13 January 2013, Abuja – Following the controversy that trailed the controversial $49.8 billion missing from federation account, the Nigerian National Petroleum Corporation, NNPC has disclosed that the disputed balance of $10.8 billion from the original amount, which has not been paid into the Federation Account, is not missing but formed part of its operational costs within the period, January 2012 to July 2013, which was referred to by the Central Bank of Nigeria, CBN Governor, Sanusi Lamido Sanusi, in his letter to President Goodluck Jonathan on unremitted oil revenues.
In a statement issued by the Corporation’s General Manager, Media Relations, Dr. Omar Farouk Ibrahim, it insisted that issues surrounding the allegation of the unremitted $49.8 billion against it had since been explained, but it appears that the initial dust raised by Sanusi’s letter was yet to settle.
It explained that repairs on Nigeria’s 5,000 kilometres of petroleum pipeline network, which is constantly subjected to vandalism, unpaid subsidies on kerosene and petrol, as well as its maintenance of national strategic reserves for petroleum products, were all parts of its operational costs accounted for by the $10.8 billion.
According to Ibrahim, the Corporation considered it necessary to make further clarifications on the burning issue, considering the extant media reports on the same issue, which it considered as misleading.
“We are therefore constrained to respond and clarify the issues once again to help those who do not yet understand the clarification made earlier by the Coordinating Minister for the Economy and Minister of Finance, Dr. Ngozi Okonjo-Iweala, Minister of Petroleum Resources, Mrs. Diezani Alison-Madueke, Governor of the Central Bank of Nigeria, CBN, Mallam Sanusi Lamido Sanusi, and Group Managing Director of the NNPC, Mr. Andrew Yakubu, at a joint press conference which was widely reported in the media.
“For the avoidance of doubt, there was no where it was stated or admitted by any of the parties in the course of the press conference or anywhere else that the sum of $12 billion or $10.8 billion out of he alleged unremitted $49.8 billion was missing.
“The truth of the matter is that as at the time of the press conference, $30 billion of the alleged unremitted oil revenue had been reconciled by all the parties involved. Dr. Okonjo-Iweala did explain that the reconciliation was an ongoing process and that the balance of $10.8 billion was still being reconciled,” said the Corporation’s spokesperson.
”At no time did anybody, be it the Coordinating Minister for the Economy or the CBN governor say that the outstanding $10.8 billion was missing. It is simply curious how some sections of the media are not prepared to see the difference between the two positions – reconciliation in progress versus money missing. These two positions are simply not the same thing no matter the angle from which anyone chooses to see them.”
Giving a breakdown of NNPC’s operational expenses, which make up the $10.8 billion, Ibrahim said, having made that point, it is also pertinent to further clarify that NNPC as a national oil company is saddled with certain onerous responsibilities that other oil companies are free from.

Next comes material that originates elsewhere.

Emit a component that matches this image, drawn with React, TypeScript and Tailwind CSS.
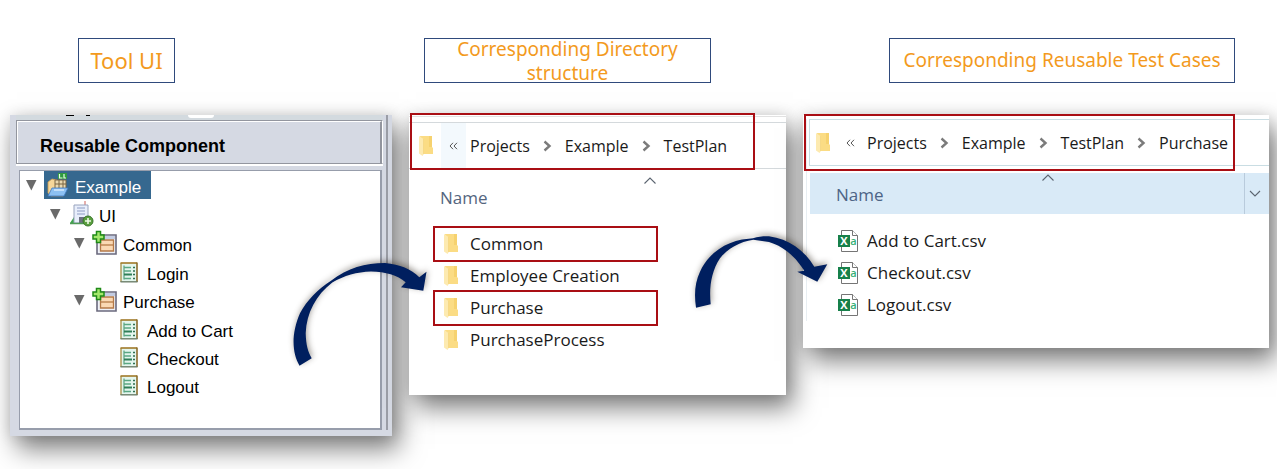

”For instance, as the supplier of last resort, NNPC has the responsibility of ensuring that there is adequate supply of petroleum products whether the market is favourable or not.
“The yet to be reconciled $10.8 billion can be located in the expenses on some of the responsibilities, which the Corporation carries out on behalf of the federal government with respect to the domestic crude oil utilisation.
“One of such issues is the unpaid subsidy on kerosene and premium motor spirit (petrol). It would be recalled that Dr. Okonjo-Iweala was earlier in 2013 reported to have stated that she had not paid any subsidy on kerosene since she assumed office.
“The truth of the matter is that since 2007 when the late President Umaru Yar’Adua reviewed the prices of petroleum products, following the general strike in protest against the price hike by his predecessor, the issue of subsidy payment on kerosene was left hanging and NNPC was mandated to continue to sell the product at a subsidised rate of N50 per litre.